═════ Raw data ═════
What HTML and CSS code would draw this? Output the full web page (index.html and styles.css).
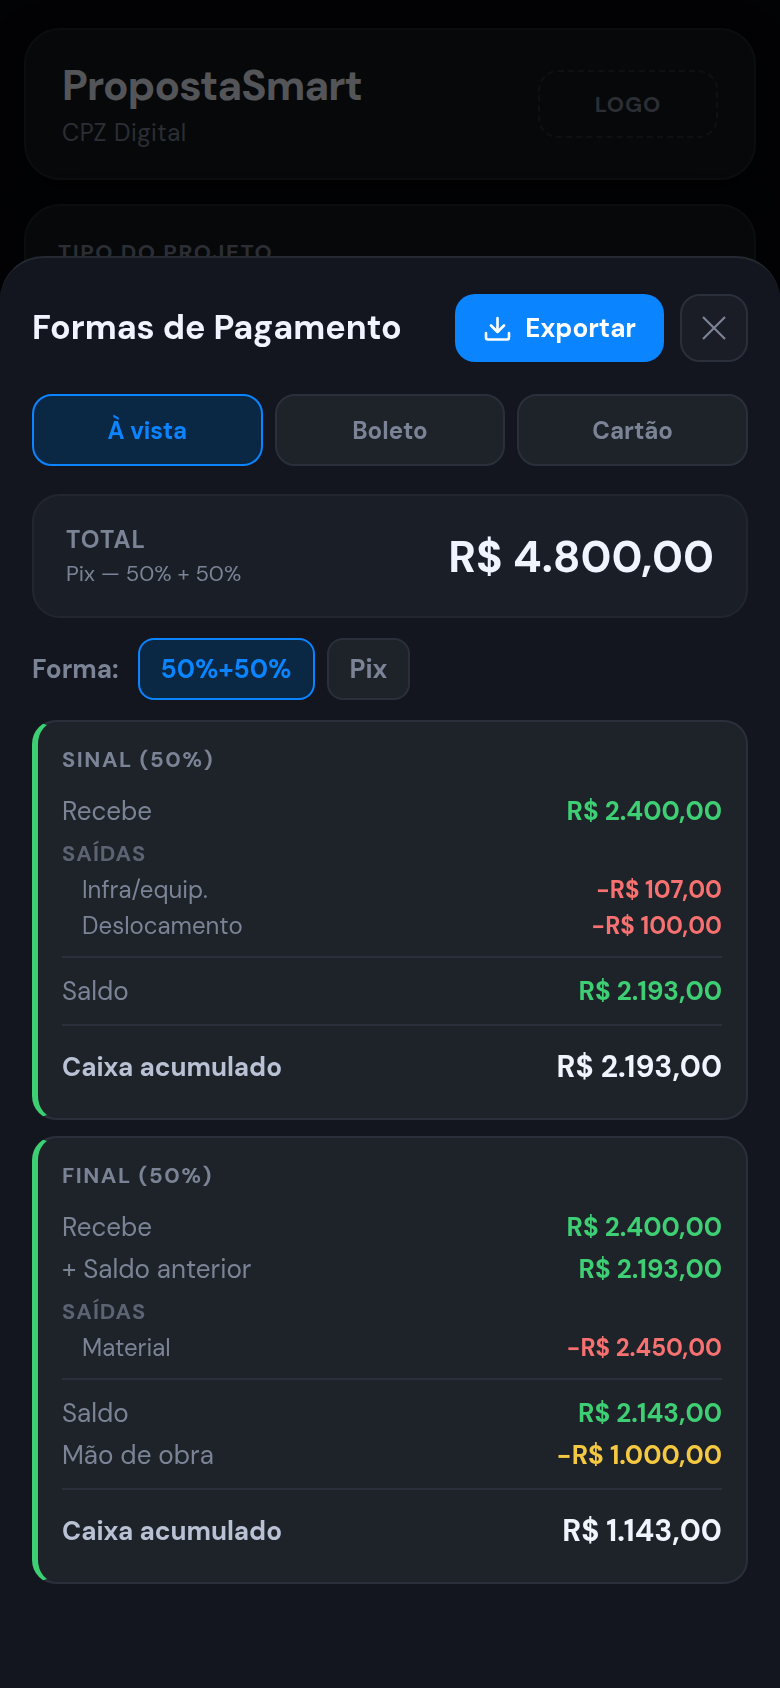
FILE: index.html
```html
<!DOCTYPE html>
<html lang="pt-BR">

<head>
    <meta charset="utf-8">
    <title>PropostaSmart</title>
    <meta name="viewport" content="width=device-width, initial-scale=1.0" />
    <link rel="stylesheet" href="styles.css">
</head>

<body>
    <main class="page">
        <header class="card brand">
            <div>
                <h1>PropostaSmart</h1>
                <p class="brand-sub">CPZ Digital</p>
            </div>
            <div class="logo-box">LOGO</div>
        </header>
        <section class="card project">
            <h2>Tipo do projeto</h2>
        </section>
    </main>

    <div class="overlay">
        <div class="sheet" role="dialog" aria-modal="true" aria-labelledby="sheet-title">
            <div class="sheet-head">
                <h2 id="sheet-title">Formas de Pagamento</h2>
                <button type="button" class="btn-export">
                    <svg width="28" height="28" viewBox="0 0 28 28" fill="none" stroke="currentColor" stroke-width="2.6" stroke-linecap="round" stroke-linejoin="round">
                        <path d="M14.500 4v14M8 11.500l6.500 6.500 6.500-6.500M3 19v4.500a2 2 0 0 0 2 2h19a2 2 0 0 0 2-2v-4.500" />
                    </svg>
                    Exportar
                </button>
                <button type="button" class="btn-close" aria-label="Fechar">
                    <svg width="24" height="24" viewBox="0 0 24 24" fill="none" stroke="currentColor" stroke-width="2.2">
                        <path d="M1 1l22 22M23 1L1 23" />
                    </svg>
                </button>
            </div>

            <div class="tabs">
                <button type="button" class="tab active">À vista</button>
                <button type="button" class="tab">Boleto</button>
                <button type="button" class="tab">Cartão</button>
            </div>

            <div class="total">
                <div>
                    <p class="total-label">TOTAL</p>
                    <p class="total-sub">Pix — 50% + 50%</p>
                </div>
                <strong class="total-value">R$ 4.800,00</strong>
            </div>

            <div class="forma">
                <span class="forma-label">Forma:</span>
                <button type="button" class="chip active">50%+50%</button>
                <button type="button" class="chip">Pix</button>
            </div>

            <section class="stage">
                <h3>Sinal (50%)</h3>
                <dl>
                    <div class="row"><dt>Recebe</dt><dd class="green">R$ 2.400,00</dd></div>
                </dl>
                <h4>Saídas</h4>
                <dl>
                    <div class="row sub"><dt>Infra/equip.</dt><dd class="red">−R$ 107,00</dd></div>
                    <div class="row sub"><dt>Deslocamento</dt><dd class="red">−R$ 100,00</dd></div>
                </dl>
                <hr>
                <dl>
                    <div class="row"><dt>Saldo</dt><dd class="green">R$ 2.193,00</dd></div>
                </dl>
                <hr>
                <dl>
                    <div class="row cash"><dt>Caixa acumulado</dt><dd>R$ 2.193,00</dd></div>
                </dl>
            </section>

            <section class="stage">
                <h3>Final (50%)</h3>
                <dl>
                    <div class="row"><dt>Recebe</dt><dd class="green">R$ 2.400,00</dd></div>
                    <div class="row"><dt>+ Saldo anterior</dt><dd class="green">R$ 2.193,00</dd></div>
                </dl>
                <h4>Saídas</h4>
                <dl>
                    <div class="row sub"><dt>Material</dt><dd class="red">−R$ 2.450,00</dd></div>
                </dl>
                <hr>
                <dl>
                    <div class="row"><dt>Saldo</dt><dd class="green">R$ 2.143,00</dd></div>
                    <div class="row"><dt>Mão de obra</dt><dd class="yellow">−R$ 1.000,00</dd></div>
                </dl>
                <hr>
                <dl>
                    <div class="row cash"><dt>Caixa acumulado</dt><dd>R$ 1.143,00</dd></div>
                </dl>
            </section>
        </div>
    </div>
</body>

</html>
```

FILE: styles.css
```css
* {
    box-sizing: border-box;
    margin: 0;
    padding: 0;
}

body {
    font-family: "DM Sans", Inter, sans-serif;
    color: #f0f4ff;
    background-color: #07090e;
}

button {
    font-family: inherit;
    cursor: pointer;
}

/* page behind the sheet */
.page {
    display: flex;
    flex-direction: column;
    gap: 24px;
    padding: 28px 24px;
}

.card {
    border: 2px solid #212529;
    border-radius: 36px;
    background-color: #13171b;
    box-shadow: 0 8px 32px rgba(0, 0, 0, 0.5);
}

.brand {
    display: flex;
    align-items: center;
    justify-content: space-between;
    padding: 29px 36px;
}

.brand h1 {
    font-size: 42px;
    line-height: 54px;
    letter-spacing: -0.02em;
    color: #f0f4ff;
}

.brand-sub {
    margin-top: 4px;
    font-size: 24px;
    line-height: 32px;
    letter-spacing: 0.02em;
    color: #7b8496;
}

.logo-box {
    display: flex;
    align-items: center;
    justify-content: center;
    width: 180px;
    height: 68px;
    border: 2px dashed #2a303b;
    border-radius: 20px;
    font-size: 22px;
    font-weight: 700;
    letter-spacing: 1px;
    color: #7b8496;
}

.project {
    padding: 31px 32px;
}

.project h2 {
    font-size: 22px;
    line-height: 32px;
    letter-spacing: 0.07em;
    text-transform: uppercase;
    color: #7b8496;
}

/* bottom sheet */
.overlay {
    position: fixed;
    inset: 0;
    display: flex;
    align-items: flex-end;
    background-color: rgba(0, 0, 0, 0.65);
}

.sheet {
    width: 100%;
    max-height: 92vh;
    overflow-y: auto;
    padding: 36px 32px 104px;
    border-top: 2px solid #242932;
    border-radius: 44px 44px 0 0;
    background-color: #13161e;
}

.sheet-head {
    display: flex;
    align-items: center;
    gap: 16px;
    margin-bottom: 32px;
}

.sheet-head h2 {
    flex: 1;
    font-size: 34px;
    line-height: 40px;
    white-space: nowrap;
}

.btn-export {
    display: flex;
    align-items: center;
    gap: 14px;
    height: 68px;
    padding: 0 28px;
    border: 0;
    border-radius: 20px;
    background-color: #0a84ff;
    color: #fff;
    font-size: 26px;
    font-weight: 700;
}

.btn-close {
    display: flex;
    align-items: center;
    justify-content: center;
    width: 68px;
    height: 68px;
    border: 2px solid #2a303b;
    border-radius: 20px;
    background-color: #1a1d25;
    color: #7b8496;
}

.tabs {
    display: grid;
    grid-template-columns: repeat(3, 1fr);
    gap: 12px;
    margin-bottom: 28px;
}

.tab,
.chip {
    border: 2px solid #2a303b;
    background-color: #1e2229;
    color: #7b8496;
    font-size: 24px;
    font-weight: 700;
}

.tab {
    height: 72px;
    border-radius: 20px;
}

.tab.active,
.chip.active {
    border-color: #0a84ff;
    background-color: #0a2744;
    color: #0a84ff;
}

.total {
    display: flex;
    align-items: center;
    justify-content: space-between;
    margin-bottom: 20px;
    padding: 27px 32px 25px;
    border: 2px solid #22262e;
    border-radius: 28px;
    background-color: #1a1e26;
}

.total-label,
.total-sub {
    line-height: 34px;
    color: #7b8496;
}

.total-label {
    font-size: 24px;
    font-weight: 700;
    letter-spacing: 1px;
}

.total-sub {
    font-size: 22px;
}

.total-value {
    font-size: 44px;
    line-height: 56px;
}

.forma {
    display: flex;
    align-items: center;
    gap: 12px;
    margin-bottom: 20px;
}

.forma-label {
    margin-right: 7px;
    font-size: 26px;
    font-weight: 700;
    color: #7b8496;
}

.chip {
    height: 62px;
    padding: 0 21px;
    border-radius: 16px;
    font-size: 26px;
}

/* payment stages */
.stage {
    padding: 22px 24px;
    border: 2px solid #2a303b;
    border-left: 6px solid #3ecf74;
    border-radius: 24px;
    background-color: #1e2229;
}

.stage + .stage {
    margin-top: 16px;
}

.stage h3,
.stage h4 {
    font-size: 22px;
    text-transform: uppercase;
    color: #7b8496;
}

.stage h3 {
    margin-bottom: 14px;
    line-height: 32px;
    letter-spacing: 0.07em;
}

.stage h4 {
    padding-top: 4px;
    line-height: 36px;
    letter-spacing: 1px;
    color: #5c6373;
}

.stage hr {
    height: 2px;
    margin: 12px 0;
    border: 0;
    background-color: #2a303b;
}

.row {
    display: flex;
    align-items: center;
    justify-content: space-between;
    font-size: 26px;
    line-height: 42px;
    color: #7b8496;
}

.row dd {
    font-weight: 700;
}

.row.sub {
    padding-left: 20px;
    font-size: 24px;
    line-height: 36px;
}

.row.cash {
    line-height: 58px;
    font-weight: 700;
    color: #b8c2d4;
}

.row.cash dd {
    font-size: 30px;
    color: #f0f4ff;
}

.row .green {
    color: #3ecf74;
}

.row .red {
    color: #f87171;
}

.row .yellow {
    color: #f5c842;
}
```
═════
### What the task asks
Each line that holds the string "index" counts once; give the total and nothing else.

### Task response
2